What’s most interesting about A Voice From Another World and the rest of the Aleriel stories is Lach-Szyrma’s attempt to make use of pre-existing subgenres of Victorian science fiction. Lach-Szyrma clearly knew his contemporary science fiction, so that A Voice From Another World is in the superior-alien-visits-inferior-Victorian-Earth genre of sf (see: The Triumphs of Women). Moreover, Aleriel and its sequels are arguably the first in the Victorians-take-a-trip-through-the-solar-system genre of sf (see: “A Visit to the Moon,” The Extraordinary Adventures of a Russian Scientist). Too, A Voice From Another World features the first use of the word “Martian” to describe a hypothetical native of the planet Mars. 

In his role as messenger, guide, and instigator of change, Aleriel prefigures the incarnations of a ‘‘Man from Mars’’ who appears in a number of late-nineteenth and twentieth-century works, from William Simpson’s The Man from Mars (1891) and George Du Maurier’s The Martian (1897) through Robert Heinlein’s Valentine Michael Smith of Stranger in a Strange Land (1961) and Walter Tevis’s Man Who Fell to Earth (1963). The beneficent extraterrestrial typically has angelic status in these narratives (the Greek ‘‘angelos’’ means messenger)—a link that Lach-Szyrma establishes almost literally with his winged visitor from Venus.
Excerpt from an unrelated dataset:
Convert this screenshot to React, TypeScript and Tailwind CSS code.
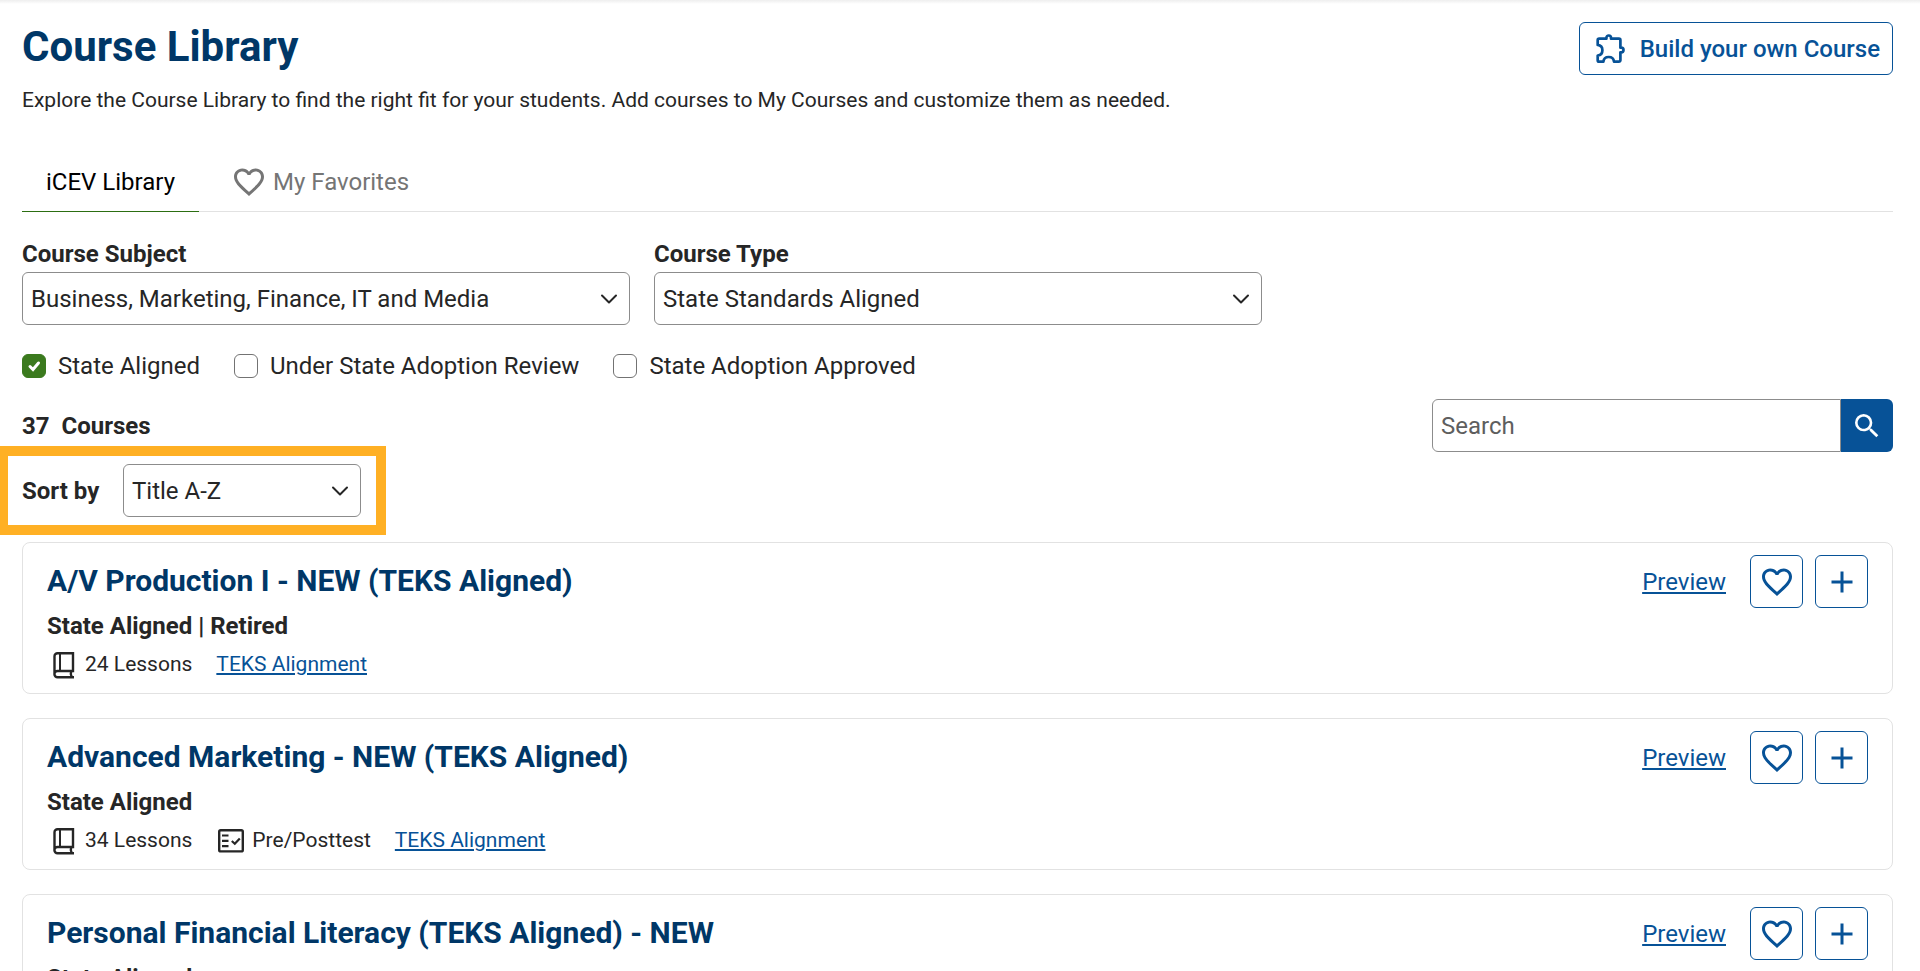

That he is named Aleriel— perhaps derived from the Greek a + lereo, meaning not silly, not foolish— may suggest that the author intended a no-nonsense angel.3 

As with many another example of Victorian science fiction described in this book, A Voice From Another World is more of interest contextually and historically than as fiction.

Recommended Edition

Print: Wladyslaw Lach-Szyrma, Aleriel or, A Voyage to Other Worlds and Letters from the Planets (Riverdale, CA: 2013).

Online: https://www.google.com/books/edition/A_voice_from_another_world_by_W_S_L_S/Mv8BAAAAQAAJ?hl=en&gbpv=1&dq=aleriel+lach-szyrma&printsec=frontcover 

 

1 W.S.L.S., A Voice From Another World (Oxford: James Parker, 1874), 18.

2 W.S.L.S., A Voice From Another World, 31.

3 Robert Crossley, Imagining Mars: A Literary History (Middletown, CT: Wesleyan University Press, 2011), 48.